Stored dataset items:
# # #

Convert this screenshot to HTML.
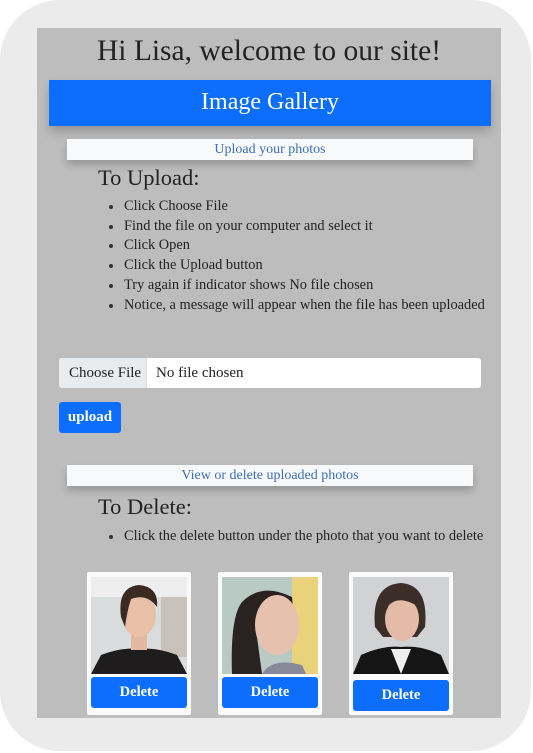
<!DOCTYPE html>
<html><head><meta charset="utf-8"><style>
*{margin:0;padding:0;box-sizing:border-box}
body{width:533px;height:753px;background:#fff;position:relative;overflow:hidden;font-family:"Liberation Serif",serif;color:#222}
.outer{position:absolute;left:0;top:0;width:531px;height:751px;background:#ebebeb;border-radius:60px}
.panel{position:absolute;left:37px;top:28px;width:464px;height:690px;background:#bdbdbd}
.a{position:absolute}
h1{position:absolute;left:37px;width:464px;top:35px;text-align:center;font-weight:normal;font-size:29.5px;color:#222}
.bar{left:49px;top:80px;width:442px;height:46px;background:#0d6efd;color:#fff;font-size:24px;text-align:center;line-height:44px;box-shadow:0 6px 10px rgba(0,0,0,.2)}
.box{left:67px;width:406px;height:21px;background:#f8f9fa;color:#3d6db5;font-size:14px;text-align:center;line-height:22px;box-shadow:0 5px 8px rgba(0,0,0,.2)}
.h{font-size:22.5px;left:98px}
ul{position:absolute;left:124px;font-size:14.4px;line-height:19.7px;list-style:none;white-space:nowrap}
ul li:before{content:"";position:absolute;left:-15px;margin-top:8px;width:4px;height:4px;border-radius:50%;background:#333}
.file{left:59px;top:358px;width:422px;height:30px;background:#fff;border-radius:3px;font-size:15px;line-height:30px;overflow:hidden}
.file span{display:inline-block;background:#e9ecef;width:88px;padding-left:10px;border-right:1px solid #ddd;margin-right:9px}
.btn{background:#0d6efd;color:#fff;border-radius:3px;text-align:center}
.card{top:572px;width:104px;height:143px;background:#fafafa;border-radius:2px}
.ph{position:absolute;left:4px;top:5px;width:96px;height:97px;overflow:hidden}
.card .btn{position:absolute;left:4px;top:105px;width:96px;height:31px;line-height:31px;font-size:14.5px;font-weight:bold}
</style></head><body>
<div class="outer"></div>
<div class="panel"></div>
<h1>Hi Lisa, welcome to our site!</h1>
<div class="a bar">Image Gallery</div>
<div class="a box" style="top:139px">Upload your photos</div>
<div class="a h" style="top:165px">To Upload:</div>
<ul style="top:197px">
<li>Click Choose File</li><li>Find the file on your computer and select it</li><li>Click Open</li><li>Click the Upload button</li><li>Try again if indicator shows No file chosen</li><li>Notice, a message will appear when the file has been uploaded</li></ul>
<div class="a file"><span>Choose File</span>No file chosen</div>
<div class="a btn" style="left:59px;top:402px;width:62px;height:31px;line-height:30px;font-size:15px;font-weight:bold">upload</div>
<div class="a box" style="top:465px">View or delete uploaded photos</div>
<div class="a h" style="top:494px">To Delete:</div>
<ul style="top:527px"><li>Click the delete button under the photo that you want to delete</li></ul>

<div class="a card" style="left:87px"><div class="ph"><svg width="96" height="97"><rect width="96" height="97" fill="#d8dcdc"/><rect x="0" y="0" width="96" height="20" fill="#eee"/><rect x="70" y="20" width="26" height="60" fill="#c9c2bb"/><path d="M0 97 L10 78 Q30 70 48 72 Q66 70 86 78 L96 97Z" fill="#1e1c1c"/><rect x="40" y="55" width="16" height="18" fill="#e2b8a0"/><ellipse cx="48" cy="38" rx="17" ry="22" fill="#e8c0a8"/><path d="M30 40 Q26 10 48 8 Q68 10 66 30 Q56 16 40 22 Q36 34 34 50Z" fill="#3a2a22"/></svg></div><div class="btn">Delete</div></div>
<div class="a card" style="left:218px"><div class="ph"><svg width="96" height="97"><rect width="96" height="97" fill="#b9c9c4"/><rect x="70" y="0" width="26" height="97" fill="#e9d27a"/><path d="M10 97 Q8 40 20 25 Q40 5 70 20 L72 40 Q40 25 35 60 L40 97Z" fill="#2a2220"/><ellipse cx="55" cy="48" rx="22" ry="30" fill="#e6c2ae"/><path d="M40 97 Q50 80 80 88 L84 97Z" fill="#889"/></svg></div><div class="btn">Delete</div></div>
<div class="a card" style="left:349px"><div class="ph"><svg width="96" height="97"><rect width="96" height="97" fill="#d0d2d4"/><path d="M0 97 L8 78 Q30 68 48 70 Q68 68 88 78 L96 97Z" fill="#151515"/><path d="M38 72 L48 97 L58 72Z" fill="#eee"/><path d="M22 50 Q18 8 48 6 Q76 8 72 50 L64 60 L30 60Z" fill="#3b2e28"/><ellipse cx="49" cy="42" rx="17" ry="22" fill="#e4bba6"/><path d="M32 36 Q40 14 66 30 Q60 12 44 14Z" fill="#3b2e28"/></svg></div><div class="btn" style="top:108px">Delete</div></div>
</body></html>
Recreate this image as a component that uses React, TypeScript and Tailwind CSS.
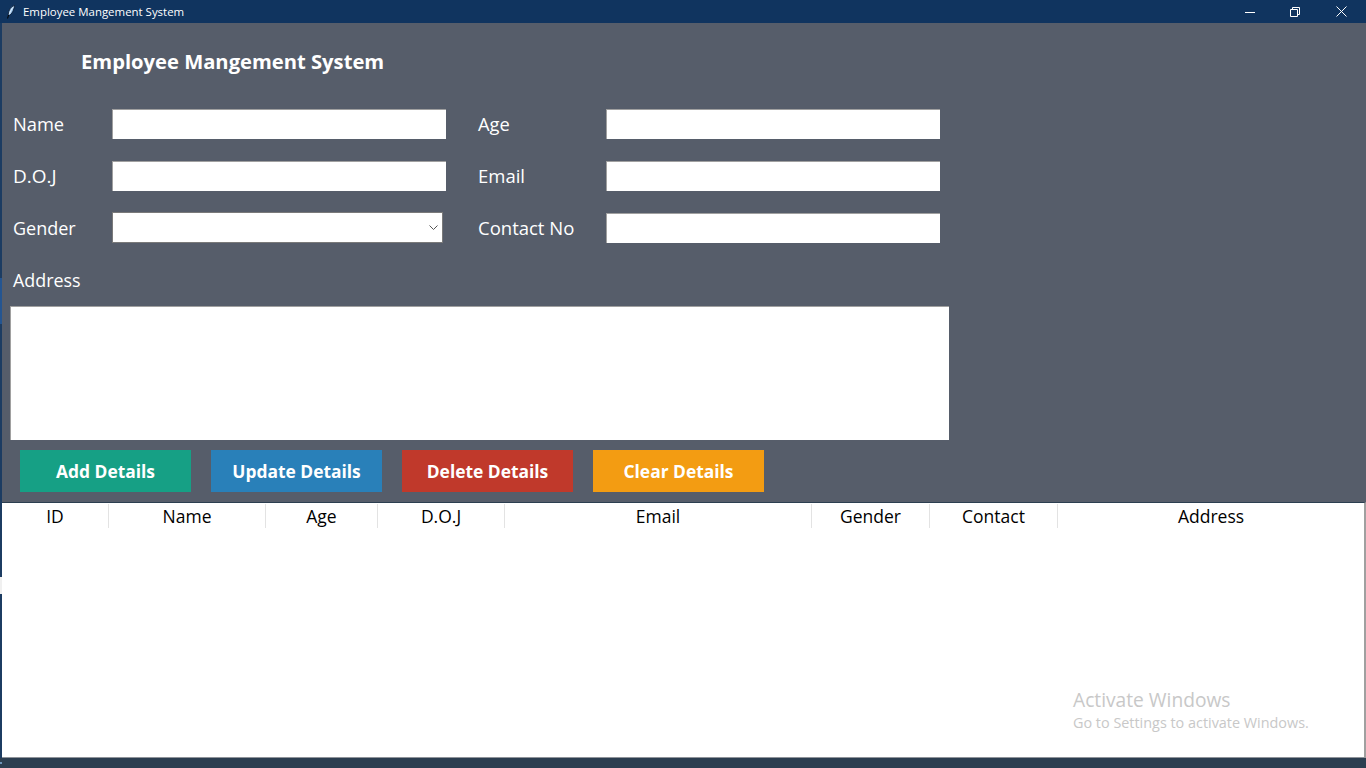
import React from "react";

const font = { fontFamily: '"Open Sans", "Noto Sans", sans-serif' };

function Field({ label, labelW, inputW, size = "text-[18.3px]" }: { label: string; labelW: string; inputW: string; size?: string }) {
  return (
    <div className="flex items-center">
      <span className={`${labelW} ${size} leading-[24px] text-white`}>{label}</span>
      <input className={`${inputW} h-[30px] bg-white border-l border-t border-[#a0a0a0] outline-none`} readOnly />
    </div>
  );
}

const buttons = [
  { t: "Add Details", c: "bg-[#16a085]" },
  { t: "Update Details", c: "bg-[#2980b9]" },
  { t: "Delete Details", c: "bg-[#c0392b]" },
  { t: "Clear Details", c: "bg-[#f39c12]" },
];

const cols = [
  { t: "ID", w: "w-[107px]" },
  { t: "Name", w: "w-[157px]" },
  { t: "Age", w: "w-[112px]" },
  { t: "D.O.J", w: "w-[127px]" },
  { t: "Email", w: "w-[307px]" },
  { t: "Gender", w: "w-[118px]" },
  { t: "Contact", w: "w-[128px]" },
  { t: "Address", w: "flex-1" },
];

export default function App() {
  return (
    <div className="relative w-[1366px] h-[768px] flex flex-col bg-[#2c3e50] overflow-hidden" style={font}>
      {/* sliver of the desktop showing down the window's left edge */}
      <div className="absolute left-0 top-[23px] w-[2px] h-[735px] bg-[#1c3c62]" />
      <div className="absolute left-0 top-[278px] w-[2px] h-[46px] bg-[#245591]" />
      <div className="absolute left-0 top-[577px] w-[2px] h-[17px] bg-[#f0f0f0]" />
      <div className="absolute left-0 top-[762px] w-[2px] h-[2px] bg-[#6d93b8]" />

      <div className="h-[23px] shrink-0 bg-[#10345f] flex items-center text-white">
        <svg className="ml-[7px] w-[8px] h-[14px]" viewBox="0 0 8 14" fill="none">
          <path d="M7.5 .3C4 1.5 1.5 5 1.2 9.5L2 10.5C4.8 9.5 7 5 7.5 .3Z" fill="#9cc8f0" stroke="#06142a" strokeWidth="0.8" />
          <path d="M6.5 1.8C4.8 3.8 3.2 6.5 2.4 9" stroke="#ffffff" strokeWidth="0.7" />
          <path d="M1.5 10L.6 13.5" stroke="#000" strokeWidth="1" />
        </svg>
        <span className="ml-[8px] text-[11.45px] leading-[23px]">Employee Mangement System</span>
        <div className="ml-auto flex items-center">
          <svg className="w-[10px] h-[10px] mr-[35px]" viewBox="0 0 10 10"><path d="M0 5.5h10" stroke="#fff" strokeWidth="1" /></svg>
          <svg className="w-[10px] h-[10px] mr-[36px]" viewBox="0 0 10 10" fill="none">
            <path d="M.5 2.5h7v7h-7z M2.5 2.5v-2h7v7h-2" stroke="#fff" strokeWidth="1" />
          </svg>
          <svg className="w-[11px] h-[11px] mr-[19px]" viewBox="0 0 11 11"><path d="M.5.5l10 10M10.5.5l-10 10" stroke="#fff" strokeWidth="1" /></svg>
        </div>
      </div>

      <div className="h-[479px] shrink-0 ml-[2px] bg-[#565d6a] flex flex-col">
        <div className="ml-[79px] mt-[23px] text-[20.2px] leading-[30px] font-bold text-white">Employee Mangement System</div>

        <div className="ml-[11px] mt-[33px] flex flex-col">
          <div className="flex gap-[32px]">
            <Field label="Name" labelW="w-[99px]" inputW="w-[334px]" />
            <Field label="Age" labelW="w-[128px]" inputW="w-[334px]" />
          </div>
          <div className="flex gap-[32px] mt-[22px]">
            <Field label="D.O.J" labelW="w-[99px]" inputW="w-[334px]" size="text-[19px]" />
            <Field label="Email" labelW="w-[128px]" inputW="w-[334px]" size="text-[18.5px]" />
          </div>
          <div className="flex gap-[32px] mt-[21px] items-end">
            <div className="flex items-center w-[433px]">
              <span className="w-[99px] text-[18px] leading-[24px] text-white">Gender</span>
              <div className="w-[331px] h-[31px] bg-white border border-[#7a7a7a] flex items-center justify-end pr-[4px]">
                <svg className="w-[9px] h-[5px]" viewBox="0 0 9 5" fill="none"><path d="M.5.5l4 4 4-4" stroke="#555" strokeWidth="1" /></svg>
              </div>
            </div>
            <Field label="Contact No" labelW="w-[128px]" inputW="w-[334px]" size="text-[18.5px]" />
          </div>
        </div>

        <div className="ml-[11px] mt-[25px] text-[17.9px] leading-[24px] text-white">Address</div>
        <div className="ml-[8px] mt-[14px] w-[939px] h-[134px] bg-white border-l border-t border-[#a0a0a0]" />

        <div className="ml-[18px] mt-[10px] flex gap-[20px]">
          {buttons.map((b) => (
            <div key={b.t} className={`w-[171px] h-[42px] ${b.c} flex items-center justify-center text-white font-bold text-[17.4px]`}>
              {b.t}
            </div>
          ))}
        </div>
      </div>

      <div className="h-[256px] shrink-0 ml-[2px] bg-white border-t border-t-[#2c3e50] border-b border-b-[#8f9399] border-r-2 border-r-[#a0a0a0]">
        <div className="flex h-[24px] mt-[1px]">
          {cols.map((c, i) => (
            <div
              key={c.t}
              className={`${c.w} ${i < cols.length - 1 ? "border-r border-[#e3e3e3]" : ""} flex items-center justify-center text-black text-[17.5px] leading-[24px]`}
            >
              {c.t}
            </div>
          ))}
        </div>
        <div className="relative h-[229px]">
          <div className="absolute left-[1071px] top-[159px] text-[19.2px] leading-[26px] text-[#c8c8c8]">Activate Windows</div>
          <div className="absolute left-[1071px] top-[185px] text-[14.4px] leading-[20px] text-[#c8c8c8]">Go to Settings to activate Windows.</div>
        </div>
      </div>
    </div>
  );
}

# # #

What to do
Look through the records and gather every line containing "this".

Reply
Convert this screenshot to HTML.
Recreate this image as a component that uses React, TypeScript and Tailwind CSS.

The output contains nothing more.